Phages with a broad host range are common across ecosystems
Amaury Bignaud, Devon E. Conti, Agnès Thierry, Jacques Serizay, Karine Labadie, Julie Poulain, Olivia Chény, Maritrini Colón‐González, Laurent Debarbieux, Marianna Guerrero-Osornio, Sophie Hélaine, Peter Hill, Gwenaelle Le Tinier, Gaël A. Millot, Lucía Morales, Andrés Parada, Nadia Riera, Gregorio Iraola, Romain Koszul, Martial Marbouty
Abstract
Phages are diverse and abundant within microbial communities, where they play major roles in their evolution and adaptation. Phage replication, and multiplication, is generally thought to be restricted within a single or narrow host range.
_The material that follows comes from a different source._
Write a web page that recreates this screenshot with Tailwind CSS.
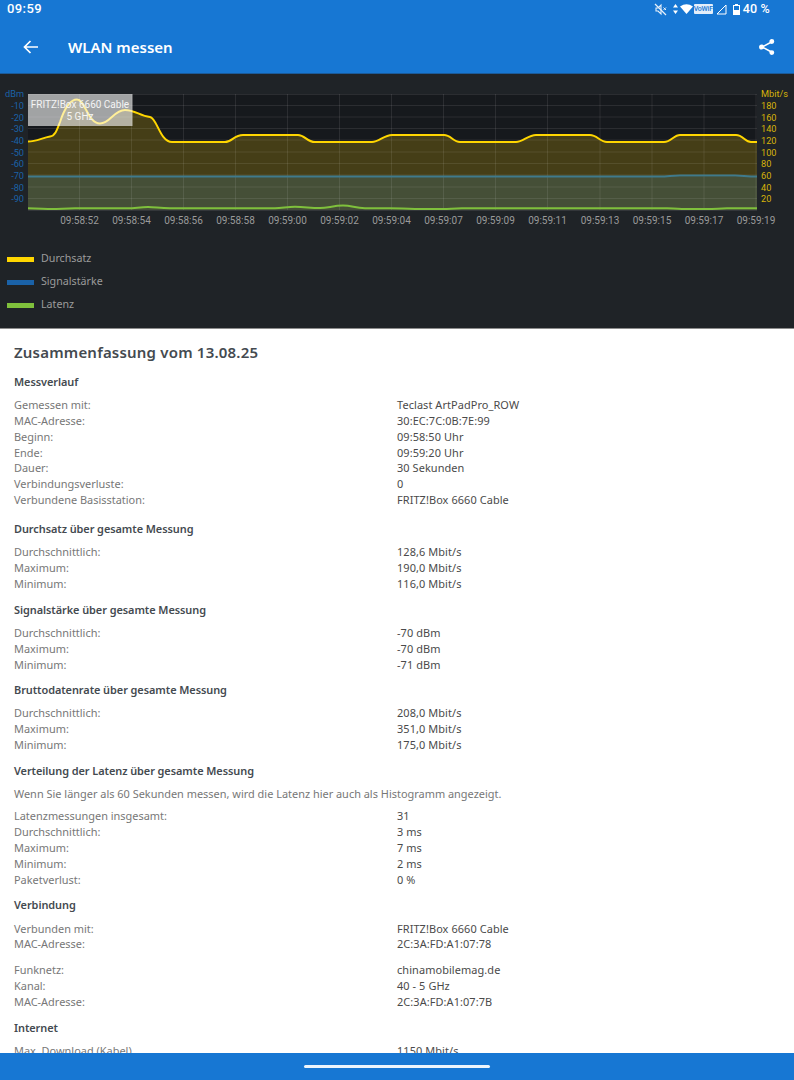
<!DOCTYPE html>
<html lang="de"><head><meta charset="utf-8"><title>WLAN messen</title>
<script src="https://cdn.jsdelivr.net/npm/@tailwindcss/browser@4"></script></head>
<body class="bg-white">
<div class="w-[794px] h-[1080px] flex flex-col overflow-hidden [font-family:'Noto_Sans',sans-serif]">
  <header class="bg-[#1777d3] text-white shrink-0 h-[74px] flex flex-col border-b border-[#1b5a98]">
    <div class="h-[21px] pb-[3px] flex items-center justify-between pl-[7px] pr-[24px] [font-family:Roboto,sans-serif]">
      <span class="text-[13px] font-medium tracking-[0.4px]">09:59</span>
      <div class="flex items-center">
        <svg width="13" height="13" viewBox="0 0 13 13" class="mr-[6px]" fill="none" stroke="#e8f1fa"><path d="M2 5h2l3-3v9L4 8H2z" stroke-width="1.1"/><path d="M1 1l11 11" stroke-width="1.3"/><path d="M9.500 4.500l2.500 2.500M12 4.500L9.500 7" stroke-width="1"/></svg>
        <svg width="5" height="10" viewBox="0 0 5 10" class="mr-[2px]" fill="#fff"><path d="M2.500 0L5 3.500H0zM2.500 10L0 6.500h5z"/></svg>
        <svg width="13" height="10" viewBox="0 0 13 10" class="mr-[1px]" fill="#fff"><path d="M0 2.500Q6.500-2 13 2.500L6.500 10z"/></svg>
        <span class="w-[19px] h-[10px] mr-[3px] rounded-[1px] bg-[#e3eefa] text-[#1777d3] text-[7px] leading-[10px] text-center font-medium tracking-[-0.2px]">VoWiFi</span>
        <svg width="11" height="11" viewBox="0 0 11 11" class="mr-[6px]" fill="none" stroke="#fff"><path d="M10 1v9H1z"/></svg>
        <svg width="7" height="11" viewBox="0 0 7 11" class="mr-[3px]" fill="#fff"><path fill-rule="evenodd" d="M2 0h3v1h2v10H0V1h2zM1 2v4h5V2z"/></svg>
        <span class="text-[12.5px] font-medium tracking-[0.2px]">40 %</span>
      </div>
    </div>
    <div class="h-[52px] flex items-center pl-[23px] pr-[18px]">
      <svg width="16" height="14" viewBox="0 0 16 14" fill="none" stroke="#fff" stroke-width="1.7"><path d="M15 7H2M7.500 1L1.500 7l6 6"/></svg>
      <span class="ml-[29px] text-[15px] font-semibold">WLAN messen</span>
      <svg width="18" height="18" viewBox="0 0 18 18" class="ml-auto" fill="#fff" stroke="#fff" stroke-width="1.5"><path d="M13.500 4L4 9l9.500 5" fill="none"/><circle cx="13.800" cy="3.500" r="1.700"/><circle cx="3.600" cy="9" r="1.800"/><circle cx="13.800" cy="14.600" r="1.700"/></svg>
    </div>
  </header>

  <section class="bg-[#1f2327] shrink-0 h-[255px] border-b border-[#8c8c8c] flex flex-col [font-family:Roboto,sans-serif]">
    <svg width="794" height="167" viewBox="0 74 794 167" class="block shrink-0 text-[9.2px]">
      <rect x="28" y="94" width="729" height="116" fill="#16191d"/>
      <path d="M28 141.500C36 141.500 42 138 50 136.500C55 136 57 130 60 122C64 110 70 99.500 77 99.500C85 99.500 88 123.500 100 123.500C110 123.500 114 110 125 110C135 110 140 116 150 117C157 118 160 142 172 142H225C232 142 234 135 243 135H298C305 135 307 142 315 142H372C379 142 384 135 392 135H444C451 135 453 142 460 142H516C523 142 528 135 536 135H590C597 135 600 142 607 142H664C671 142 674 135 680 135H736C743 135 745 142 751 142H757V210H28Z" fill="#453e17"/>
      <rect x="28" y="176.500" width="729" height="33.500" fill="#454f37"/>
      <g stroke="#fff" stroke-opacity=".09" stroke-width="1">
        <path d="M28 94.500H757M28 105.500H757M28 117H757M28 128.500H757M28 140H757M28 152H757M28 163.500H757M28 175H757M28 187H757M28 198.500H757M28 210.500H757"/>
        <path d="M79.500 94V210M131.500 94V210M183.500 94V210M235.500 94V210M287.500 94V210M339.500 94V210M391.500 94V210M443.500 94V210M495.500 94V210M547.500 94V210M600 94V210M652 94V210M704 94V210M756 94V210"/>
      </g>
      <path d="M28 176.500H660C668 176.500 672 175.500 680 175.500H735C742 175.500 747 176.500 757 176.500" fill="none" stroke="#3f7a8c" stroke-width="2"/>
      <path d="M28 208.200C38 208.200 45 209 52 209C60 209 65 208.200 75 208.200H128C135 208.200 140 207 148 207C155 207 160 208.200 170 208.200H275C282 208.200 287 206.800 295 206.800C305 206.800 310 208 320 208C328 208 333 205.600 343 205.600C352 205.600 355 208.200 365 208.200H390C400 208.200 405 209 415 209H443C450 209 453 208.300 462 208.300H667C672 208.300 675 209 682 209H707C715 209 720 208.300 727 208.300H757" fill="none" stroke="#7fc03c" stroke-width="2"/>
      <path d="M28 141.500C36 141.500 42 138 50 136.500C55 136 57 130 60 122C64 110 70 99.500 77 99.500C85 99.500 88 123.500 100 123.500C110 123.500 114 110 125 110C135 110 140 116 150 117C157 118 160 142 172 142H225C232 142 234 135 243 135H298C305 135 307 142 315 142H372C379 142 384 135 392 135H444C451 135 453 142 460 142H516C523 142 528 135 536 135H590C597 135 600 142 607 142H664C671 142 674 135 680 135H736C743 135 745 142 751 142H757" fill="none" stroke="#ffd600" stroke-width="2"/>
      <rect x="28" y="94" width="104.500" height="32" fill="#fff" fill-opacity=".6"/>
      <g fill="#f4f4f4" text-anchor="middle" class="text-[10px]">
        <text x="80" y="107.500">FRITZ!Box 6660 Cable</text><text x="80" y="119.500">5 GHz</text>
      </g>
      <g fill="#1a62a8" text-anchor="end">
        <text x="24" y="97">dBm</text><text x="24" y="108.500">-10</text><text x="24" y="120.500">-20</text><text x="24" y="132">-30</text><text x="24" y="143.500">-40</text><text x="24" y="155.500">-50</text><text x="24" y="167">-60</text><text x="24" y="178.500">-70</text><text x="24" y="190.500">-80</text><text x="24" y="202">-90</text>
      </g>
      <g fill="#d6b30a">
        <text x="761" y="97">Mbit/s</text><text x="761" y="108.500">180</text><text x="761" y="120.500">160</text><text x="761" y="132">140</text><text x="761" y="143.500">120</text><text x="761" y="155.500">100</text><text x="761" y="167">80</text><text x="761" y="178.500">60</text><text x="761" y="190.500">40</text><text x="761" y="202">20</text>
      </g>
      <g fill="#9a9a9a" text-anchor="middle" class="text-[10px]">
        <text x="79.500" y="224">09:58:52</text><text x="131.500" y="224">09:58:54</text><text x="183.500" y="224">09:58:56</text><text x="235.500" y="224">09:58:58</text><text x="287.500" y="224">09:59:00</text><text x="339.500" y="224">09:59:02</text><text x="391.500" y="224">09:59:04</text><text x="443.500" y="224">09:59:07</text><text x="495.500" y="224">09:59:09</text><text x="547.500" y="224">09:59:11</text><text x="600" y="224">09:59:13</text><text x="652" y="224">09:59:15</text><text x="704" y="224">09:59:17</text><text x="756" y="224">09:59:19</text>
      </g>
    </svg>
    <ul class="flex flex-col gap-[7px] pl-[7px] mt-[9px] text-[10.7px] leading-[16px] text-[#9b9b9b] [font-family:'Noto_Sans',sans-serif]">
      <li class="flex items-center gap-[7px]"><span class="w-[27px] h-[5px] bg-[#ffd600] mt-[2px]"></span>Durchsatz</li>
      <li class="flex items-center gap-[7px]"><span class="w-[27px] h-[5px] bg-[#1a62a8] mt-[2px]"></span>Signalstärke</li>
      <li class="flex items-center gap-[7px]"><span class="w-[27px] h-[5px] bg-[#7fc03c] mt-[2px]"></span>Latenz</li>
    </ul>
  </section>

  <main class="flex-1 overflow-hidden px-[14px] pt-[12px] text-[10.95px] leading-[15.85px] text-[#777]">
    <h1 class="text-[15px] leading-[22px] font-semibold text-[#444a50] tracking-[0.2px]">Zusammenfassung vom 13.08.25</h1>
    <h2 class="mt-[11px] h-[18px] font-semibold tracking-[-0.07px] text-[#444a50]">Messverlauf</h2>
    <dl class="mt-[5px] grid grid-cols-[383px_1fr]">
      <dt>Gemessen mit:</dt><dd class="text-[#4a4a4a] tracking-[0.08px]">Teclast ArtPadPro_ROW</dd>
      <dt>MAC-Adresse:</dt><dd class="text-[#4a4a4a] tracking-[0.08px]">30:EC:7C:0B:7E:99</dd>
      <dt>Beginn:</dt><dd class="text-[#4a4a4a] tracking-[0.08px]">09:58:50 Uhr</dd>
      <dt>Ende:</dt><dd class="text-[#4a4a4a] tracking-[0.08px]">09:59:20 Uhr</dd>
      <dt>Dauer:</dt><dd class="text-[#4a4a4a] tracking-[0.08px]">30 Sekunden</dd>
      <dt>Verbindungsverluste:</dt><dd class="text-[#4a4a4a] tracking-[0.08px]">0</dd>
      <dt>Verbundene Basisstation:</dt><dd class="text-[#4a4a4a] tracking-[0.08px]">FRITZ!Box 6660 Cable</dd>
    </dl>
    <h2 class="mt-[13px] h-[18px] font-semibold tracking-[-0.07px] text-[#444a50]">Durchsatz über gesamte Messung</h2>
    <dl class="mt-[5px] grid grid-cols-[383px_1fr]">
      <dt>Durchschnittlich:</dt><dd class="text-[#4a4a4a] tracking-[0.08px]">128,6 Mbit/s</dd>
      <dt>Maximum:</dt><dd class="text-[#4a4a4a] tracking-[0.08px]">190,0 Mbit/s</dd>
      <dt>Minimum:</dt><dd class="text-[#4a4a4a] tracking-[0.08px]">116,0 Mbit/s</dd>
    </dl>
    <h2 class="mt-[11px] h-[18px] font-semibold tracking-[-0.07px] text-[#444a50]">Signalstärke über gesamte Messung</h2>
    <dl class="mt-[5px] grid grid-cols-[383px_1fr]">
      <dt>Durchschnittlich:</dt><dd class="text-[#4a4a4a] tracking-[0.08px]">-70 dBm</dd>
      <dt>Maximum:</dt><dd class="text-[#4a4a4a] tracking-[0.08px]">-70 dBm</dd>
      <dt>Minimum:</dt><dd class="text-[#4a4a4a] tracking-[0.08px]">-71 dBm</dd>
    </dl>
    <h2 class="mt-[9px] h-[18px] font-semibold tracking-[-0.07px] text-[#444a50]">Bruttodatenrate über gesamte Messung</h2>
    <dl class="mt-[5px] grid grid-cols-[383px_1fr]">
      <dt>Durchschnittlich:</dt><dd class="text-[#4a4a4a] tracking-[0.08px]">208,0 Mbit/s</dd>
      <dt>Maximum:</dt><dd class="text-[#4a4a4a] tracking-[0.08px]">351,0 Mbit/s</dd>
      <dt>Minimum:</dt><dd class="text-[#4a4a4a] tracking-[0.08px]">175,0 Mbit/s</dd>
    </dl>
    <h2 class="mt-[10px] h-[18px] font-semibold tracking-[-0.07px] text-[#444a50]">Verteilung der Latenz über gesamte Messung</h2>
    <p class="mt-[5px]">Wenn Sie länger als 60 Sekunden messen, wird die Latenz hier auch als Histogramm angezeigt.</p>
    <dl class="mt-[7px] grid grid-cols-[383px_1fr]">
      <dt>Latenzmessungen insgesamt:</dt><dd class="text-[#4a4a4a] tracking-[0.08px]">31</dd>
      <dt>Durchschnittlich:</dt><dd class="text-[#4a4a4a] tracking-[0.08px]">3 ms</dd>
      <dt>Maximum:</dt><dd class="text-[#4a4a4a] tracking-[0.08px]">7 ms</dd>
      <dt>Minimum:</dt><dd class="text-[#4a4a4a] tracking-[0.08px]">2 ms</dd>
      <dt>Paketverlust:</dt><dd class="text-[#4a4a4a] tracking-[0.08px]">0 %</dd>
    </dl>
    <h2 class="mt-[9px] h-[18px] font-semibold tracking-[-0.07px] text-[#444a50]">Verbindung</h2>
    <dl class="mt-[6px] grid grid-cols-[383px_1fr]">
      <dt>Verbunden mit:</dt><dd class="text-[#4a4a4a] tracking-[0.08px]">FRITZ!Box 6660 Cable</dd>
      <dt>MAC-Adresse:</dt><dd class="text-[#4a4a4a] tracking-[0.08px]">2C:3A:FD:A1:07:78</dd>
    </dl>
    <dl class="mt-[10px] grid grid-cols-[383px_1fr]">
      <dt>Funknetz:</dt><dd class="text-[#4a4a4a] tracking-[0.08px]">chinamobilemag.de</dd>
      <dt>Kanal:</dt><dd class="text-[#4a4a4a] tracking-[0.08px]">40 - 5 GHz</dd>
      <dt>MAC-Adresse:</dt><dd class="text-[#4a4a4a] tracking-[0.08px]">2C:3A:FD:A1:07:7B</dd>
    </dl>
    <h2 class="mt-[10px] h-[18px] font-semibold tracking-[-0.07px] text-[#444a50]">Internet</h2>
    <dl class="mt-[5px] grid grid-cols-[383px_1fr]">
      <dt>Max. Download (Kabel)</dt><dd class="text-[#4a4a4a] tracking-[0.08px]">1150 Mbit/s</dd>
    </dl>
  </main>

  <footer class="bg-[#1777d3] shrink-0 h-[27px] flex items-center justify-center">
    <span class="w-[186px] h-[3px] rounded-full bg-[#eef5fc]"></span>
  </footer>
</div>
</body></html>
Here we use published and newly generated proximity-ligation-based metagenomic Hi-C (metaHiC) data from various environments to explore virus-host interactions. We reconstructed 4,975 microbial and 6,572 phage genomes of medium quality or higher. MetaHiC yielded a contact network between genomes and enabled assignment of approximately half of phage genomes to their hosts, revealing that a substantial proportion of these phages interact with multiple species in environments as diverse as the oceanic water column or the human gut. This observation challenges the traditional view of a narrow host spectrum of phages by unveiling that multihost associations are common across ecosystems, with implications for how they might impact ecology and evolution and phage therapy approaches.